The probability that \(X_{(n)}=x\) is not as simple as the probability of getting x when sampling for a given element like when we use our PMF or PDF. Instead we have to consider the relationship as well with what it implies for the other elements of the sample. We must consider the probability of getting \(X_i=x\) for some \(i\in\{1,2,\dots,n\}\) and for it to be the maximum, \(X_{j}\leq x \forall j\neq i\).

Since there are n possible draws to get \(X_i=x\), it makes sense to have n in there.
The probability that for another draw in the series to not exceed that is \(P(X_j\leq x)=F(x)\). We must have this occur n-1 times, so we raise this to the n-1 power. Finally, the probability of a given draw in the sample equalling x is \(P(X_i=x)=f(x)\).
Thus, we finally get the PDF of \(X_{(n)}\) as: $$f_{X_{(n)}}(x)=n\left[F(x)\right]^{n-1}f(x)$$
Interpretation
What does this imply?

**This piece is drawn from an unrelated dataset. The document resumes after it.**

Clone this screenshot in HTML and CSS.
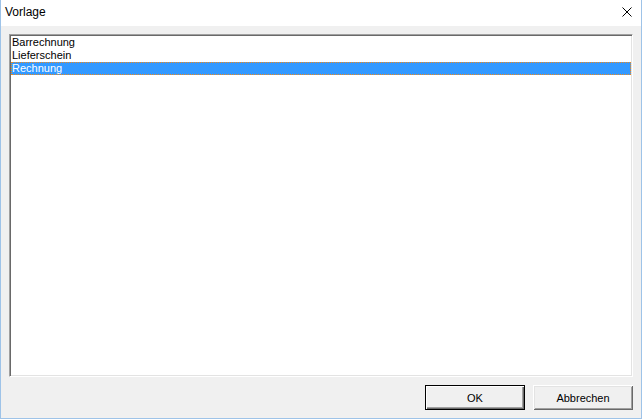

Well, if x corresponds to a low quantile, then F(x) gets raised to the n-1 power, which greatly shrinks the probability. This intuitively means that as the sample size is larger, the probability that the max of that sample is a small number is very small.

Simulation

10
1000
30

Summary Statistics

Mean:

Median:

Variance:

Standard Deviation:

Distribution of the Minimum

By symmetry, the distribution of the minimum is composed similarly. The thing of note is that we are now concerned with probabilities that the others are greater than \(X_{(1)}\). Thus, we switch out F(x) for 1-F(x): $$f_{X_{(1)}}(x)=n\left[1-F(x)\right]^{n-1}f(x)$$

Distribution of the Median

Through similar arguments and use of the multinomial/binomial formula, we can get the PDF of the median. For brevity, let n=2m+1 and that we do just the odd case. The pdf for \(X_{(m+1)}\) is given by: $$f_{X_{(m+1)}}(x)=\frac{(2m+1)!}{m!m!}\left[F(x)\right]^m\left[1-F(x)\right]^mf(x)$$ Does this result make sense? Well, we can group \([F(x)(1-F(x))]\). If we are around the median, \(F(x)\approx 0.5\), which yields \(F(x)(1-F(X))\approx0.25\) which is the maximum of the form \(f(y)=y(1-y)\) on [0,1]; away from the median, this goes below 0.25, and at the extremes, either F(x) or 1-F(x) goes to 0. Consequently, this maximmizes \([F(x)(1-F(X))]^m\) for \(m\geq 1\), which decays to 0 at least as fast as you go away from the median. Thus, the formula seems reasonable.

Extreme Value Distributions

Generalized Extreme Value Distribution

The GEV distribution has 3 parameters: \(\mu, \beta, \xi\) and has a CDF given by: $$F(x;\mu, \beta, \xi)=\exp(-(1+\xi\frac{x-\mu}{\beta})^{-1/\xi});\quad1+\xi\frac{x-\mu}{\beta}>0$$ where \(\mu\) is the location parameter, \(\beta>0\) is the scale parameter, and \(\xi\) is the shape parameter. The GEV distribution family is broken down into 3 categories based on whether \(\xi\) is positive, negative, or zero.

Three Categories

Gumbel Distribution (\(\xi = 0\))

The Gumbel distribution is used to describe the extreme value distribution for the exponential family of distributions (e.g.; Normal, Exponential). $$F(x)=\exp(-e^{-(x-\mu)/\beta}),\quad x\in\mathbb{R}$$ where \(\mu\) is the location parameter and \(\beta>0\) is the scale parameter.

Frechet Distribution (\(\xi \gt 0\))

The Frechet distribution models the maximum of heavy-tail distributions. $$F(x)=\begin{cases} 0, & x \leq \mu \\ \exp\left(-(\frac{x-\mu}{\beta})^{-\alpha}\right), & x\gt\mu \end{cases}$$ where \(\alpha>0\) is the shape parameter, \(\mu\) is the location parameter, and \(\beta\gt 0\) is the scale parameter.

Weibull Distribution (\(\xi \lt 0\))

$$F(x)=\begin{cases} \exp\left(-(-\frac{x-\mu}{\beta})^{\alpha}\right), & x\lt\mu\\ 1, & x \geq \mu \end{cases}$$ where \(\alpha>0\) is the shape parameter, \(\mu\) is the location parameter, and \(\beta\gt 0\) is the scale parameter.

Extreme Value Theorem

Also known as the Fisher-Tippett-Gnedenko Theorem to not be confused with the EVT from introductory Calculus. The EVT describes the convergence of the distribution of normalized maxima to the GEV distribution.

Extreme Value Theory Practice Problems

  1. Give the generic CDF for the distribution of the minimum of a sample of n from a distribution with density f(x)
  2. Similar to our formulas for the PDF of the order statistics, derive the distribution of the n-1'th order statistic for a generic distribution.